Oh, how I wish I could have been there.

At least I can take comfort in the fact that while you all were talking about how to 3-quatize Chern-Simons, I was staying here with Jens Fjelstad actually doing it. ;-)

(Okay, I admit there still remains more to be done…)

Concerning the question “What exactly does extended CS theory assign to a $k$-dimensional space?”, and regarding Bruce’s remark that he has a good idea about what the answer is (for Dijkgraaf-Witrten theory, ast least, I think):

I happen to mention this in the motivating introduction of this talk. The point I would like to make is that:

a) answering this question should not be a matter of guessing and making consistency checks.

b) rather, if CS theory is suppoosed to be a 3-functor, then

b i) there should better be a 3-functorial way to conceive the CS action, i.e. to rewrite the Chern-Simons functional as a 3-transport;

b ii) and there should better be a systematic way to pass from such a 3-functorial action to the corresponding 3-functorial QFT

b iii) such that this spits out the right result, not just the values on points, etc, but the entire quantum 3-functor.

Incidentally, that talk of mine is precisely about the issue of identifying the right classical 3-transport which underlies Chern-Simons.

Unfortunately Bruce’s result, which he alluded to, is still top secret, but we have a pretty good idea how it can be obtained by systematically quantizing CS-theory in the context of the “quantum charged $n$-particle” which I keep talking about #.

Incidentally, it’s all about push-forward. The quantum propagation $n$-functor should be a certain push-forward to a point of the classical parallel transport $n$-functor.

This one can usually explicitly compute, at least in principle, for all dimensions below top dimension. For instance one can find the D-branes that an open string couples to this way #.

For the top level dimension it seems naively like one runs into the need to invent a measure, as you mention. However, I think there are indications that if we really strictly follow the n-categorical dao, everything will take care of itself. The measure arises automatically from the way colimits work. (I checked this for a toy example of the 1-dimensional case here.)

(I am way behind with writing this stuff up. But I’ll keep mentioning it, since from time time somebody reads this, chimes in and starts collaborating. Last time this happened with David Roberts.
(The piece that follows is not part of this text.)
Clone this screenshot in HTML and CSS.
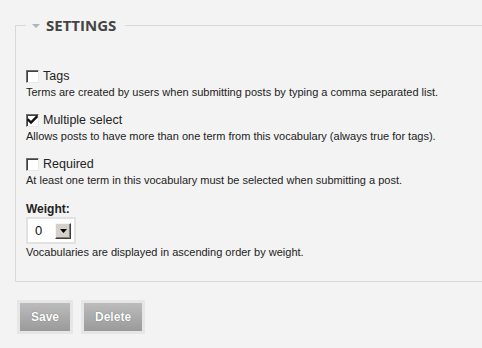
FILE: index.html
```html
<!DOCTYPE html>
<html>
<head>
<meta charset="utf-8">
<link rel="stylesheet" href="styles.css">
</head>
<body>
<form class="page">
  <fieldset class="settings">
    <legend class="legend"><span class="arrow"></span><span class="legend-text">SETTINGS</span></legend>

    <div class="item">
      <label class="check-row"><span class="box"></span><span class="label">Tags</span></label>
      <div class="desc">Terms are created by users when submitting posts by typing a comma separated list.</div>
    </div>

    <div class="item">
      <label class="check-row"><span class="box"><svg viewBox="0 0 11 11" width="11" height="11"><path d="M1.5 5 L4 7.5 L9.5 2" fill="none" stroke="#111" stroke-width="2.4" stroke-linecap="square"/></svg></span><span class="label">Multiple select</span></label>
      <div class="desc">Allows posts to have more than one term from this vocabulary (always true for tags).</div>
    </div>

    <div class="item">
      <label class="check-row"><span class="box"></span><span class="label">Required</span></label>
      <div class="desc">At least one term in this vocabulary must be selected when submitting a post.</div>
    </div>

    <div class="item weight">
      <div class="weight-label">Weight:</div>
      <div class="select">
        <span class="select-value">0</span>
        <span class="select-btn"><svg viewBox="0 0 7 4" width="7" height="4"><path d="M0 0 H7 L3.5 4 Z" fill="#000"/></svg></span>
      </div>
      <div class="desc desc-tight">Vocabularies are displayed in ascending order by weight.</div>
    </div>
  </fieldset>

  <div class="actions">
    <span class="btn-frame"><button type="button" class="btn">Save</button></span>
    <span class="btn-frame"><button type="button" class="btn">Delete</button></span>
  </div>
</form>
</body>
</html>
```
FILE: styles.css
```css
html, body {
  margin: 0;
  padding: 0;
  background: #f3f3f3;
  overflow: hidden;
}

body {
  font-family: "Liberation Sans", Arial, sans-serif;
  color: #222;
  width: 482px;
  height: 348px;
}

.page {
  padding-top: 15px;
}

.settings {
  margin: 0 -20px 0 15px;
  padding: 34px 10px 22px 10px;
  border: 1px solid #d8d8d8;
  min-width: 0;
}

.legend {
  padding: 0 9px 0 6px;
  height: 20px;
  line-height: 20px;
  display: flex;
  align-items: center;
}

.arrow {
  width: 0;
  height: 0;
  border-left: 4px solid transparent;
  border-right: 4px solid transparent;
  border-top: 4px solid #b4b4b4;
  margin-right: 6px;
  margin-top: 1px;
}

.legend-text {
  font-family: "Open Sans", sans-serif;
  font-weight: 700;
  font-size: 15px;
  letter-spacing: 0;
  color: #444;
}

.item {
  margin-bottom: 14px;
}

.check-row {
  display: flex;
  align-items: center;
  height: 14px;
}

.box {
  width: 11px;
  height: 11px;
  box-sizing: content-box;
  background: #fff;
  border: 1px solid;
  border-color: #6e6e6e #e8e8e8 #e8e8e8 #6e6e6e;
  box-shadow: inset 1px 1px 0 #404040;
  display: flex;
  align-items: center;
  justify-content: center;
  margin-right: 4px;
}

.box svg {
  display: block;
}

.label {
  font-size: 12.5px;
  line-height: 14px;
}

.desc {
  font-size: 11px;
  line-height: 14px;
  margin-top: 2px;
}

.weight {
  margin-top: 15px;
  margin-bottom: 0;
}

.weight-label {
  font-size: 12px;
  font-weight: 700;
  line-height: 14px;
}

.select {
  margin-top: 1px;
  height: 23px;
  width: 36px;
  background: #fff;
  border: 2px solid #e2e2e2;
  display: flex;
  align-items: center;
  justify-content: space-between;
  padding: 0 3px 0 7px;
  box-sizing: content-box;
}

.select-value {
  font-size: 13px;
  color: #111;
}

.select-btn {
  width: 14px;
  height: 14px;
  background: #d4d0c8;
  border: 1px solid;
  border-color: #f4f4f4 #404040 #404040 #f4f4f4;
  box-shadow: inset -1px -1px 0 #808080;
  display: flex;
  align-items: center;
  justify-content: center;
}

.select-btn svg {
  display: block;
}

.desc-tight {
  margin-top: 1px;
}

.actions {
  display: flex;
  gap: 8px;
  padding: 18px 0 0 17px;
}

.btn-frame {
  display: block;
  background: #e6e6e6;
  padding: 3px;
}

.btn {
  display: block;
  height: 28px;
  border: 0;
  margin: 0;
  padding: 0 11px;
  background: linear-gradient(#bcbcbc, #9a9a9a);
  color: #fff;
  font-family: "Liberation Sans", Arial, sans-serif;
  font-weight: 700;
  font-size: 12px;
  text-shadow: 0 0 1px rgba(0,0,0,0.45);
  cursor: pointer;
}
```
I think we got a pretty cool paper out of that collaboration.)

## Re: This Week’s Finds in Mathematical Physics (Week 255)

Anyway, Lurie and Hopkins have worked out the … Unfortunately this work is not yet written up.With Hopkins’ record, don’t hold your breath. On the other hand, Lurie did write a 619-page book as a grad student. This irrestible-force-meets-immovable object scenario could be a topic for wagering.